In a press conference recently, Mahmoud Abbas threatened to use Palestine’s G.A.-recognized “state” status to challenge Israel’s settlements in the International Criminal Court. He picked a most unlikely venue for the presser – Ankara, in a joint conference with the the Turkish president. The absurdity of this is that Turkey continues to occupy northern Cyprus, and is responsible for a massive settlement program there.
I’ve written before about “other countries’ settlements,” but one might think that an increasing discussion of Israel’s civilian communities in prosecutorial terms would increase the discusion of other (often more blatant) violations of the same international norm. Not quite.
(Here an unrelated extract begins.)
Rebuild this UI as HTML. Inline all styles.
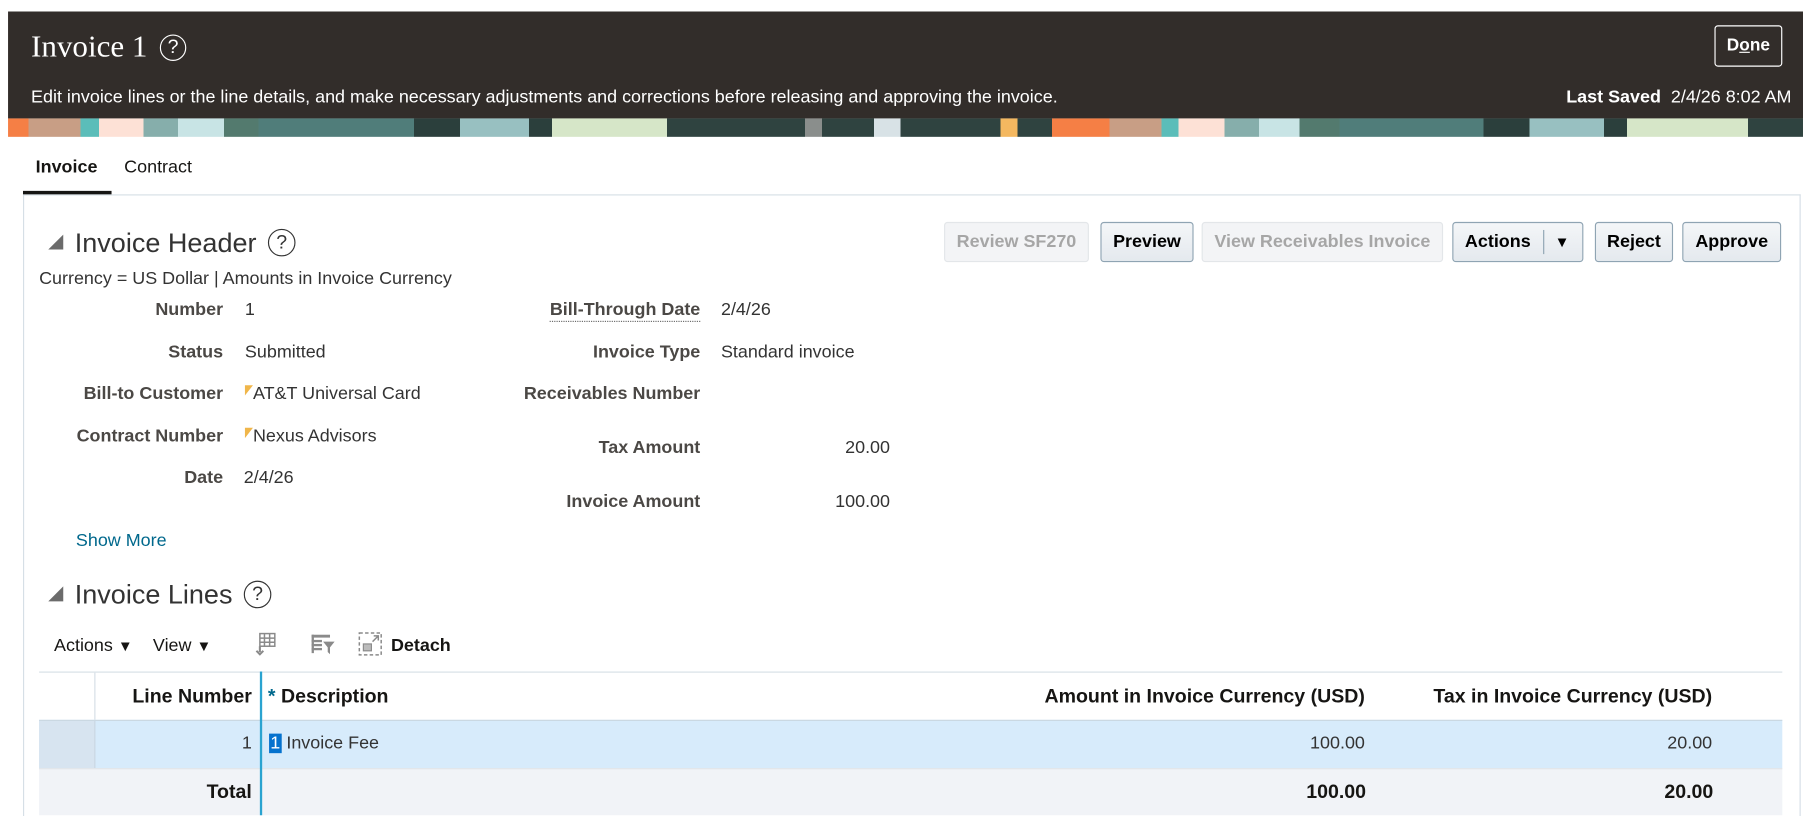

Cyprus was a state with clear borders when Turkey invaded in 1974, and is a charter member of the ICC. If anyone should be loosing sleep over settlements suits in the ICC, it would be Turkey. Interestingly, no one has suggested in the past decade that Cyprus’s ICC membership would scare the Turks out of N. Cyprus, or get the Turks to agree to a peace deal). But a referral by Cyprus would not face the various thorny temporality and territoriality issues of a Palestinian complaint. Moreover, Cyprus is a particularly gross case of changing the demographics of occupied territory through settlement, with settlers now outnumbering protected persons n the territory.
Apart from the manifest hypocrisy, what should be disappointing for believers in international humanitarian law is the failure of anyone to call Abbas (or Erdogan) on it. I am not aware of any news, NGO, or governmental response pointing out the unseemliness of Abbas invoking the ICC from Ankara.
But it turns out that Europeans have for the past decade taken a different kind of interest in the Turkish occupation, as Dore Gold reports. Priced out of the French Riviera and Amalfi coast, Europeans wanting to buy a Mediterranean vacation property increasingly flock to Turkish-occupied Cyprus.
European governments have warned their citizens that former Greek residents of Northern Cyprus may initiate legal proceedings in European courts against those who take over their properties. But there is no objection being stated in principle against European citizens moving into these territories in order to build vacation homes.
But the European foreign ministries cannot have it both ways: they cannot condemn Israelis who build homes in the West Bank for violating international law, while they approve, in principle, or are at least silent about Turkish settlers and their European business partners who benefit from the lands Turkish Cypriots have taken over, as they develop what has been one of the hottest Mediterranean real estate markets for Europeans seeking a place in the sun.
Discussions of a potential ICC referral often focus on potential liability by Palestinians as a factor that would dissuade them (or the Court) from proceeding. But Israel’s best bet for heading off such a suit would be to advertise the implications for other non-member states that would clearly be on the settlement hook: Turkey and Russia.
For the record, I think it quite unlikely that the ICC will indict Israeli leaders over settlements, but I’d bet the farm it wouldn’t indict Israel and Turkish leaders in this decade. Indeed, if I were the Israeli government, I’d spend less time preparing an ICC defense that working up a Cypriot case against Turkey, as a favor to its new bestie.
By the way, the Europeans who are “settling” N. Cyprus do not themselves violate the Geneva Conventions, because i) only the “occupying power” can violate it, and ii) it only prohibits “transfer” of “nationals of the occupying power.” Assuming the Europeans are not Turkish citizens, they can’t be settlers. Similarly, American Jews who move to, say East Jerusalem as American citizens cannot be said to be “settlers,” though popular usage may vary.
ADDENDUM: Because Cyprus is an ICC member, ANY member state can refer the situation of Turkish settlements to the ICC (or the prosecutor could begin an investigation on his own motion, which would be more exceptional). It does not have to be Cyprus – they’ve already consented to jurisdiction by signing the treaty. Given the great odium the international community attaches to settlement, it is interesting that there has not even by serious discussion of a such a referral.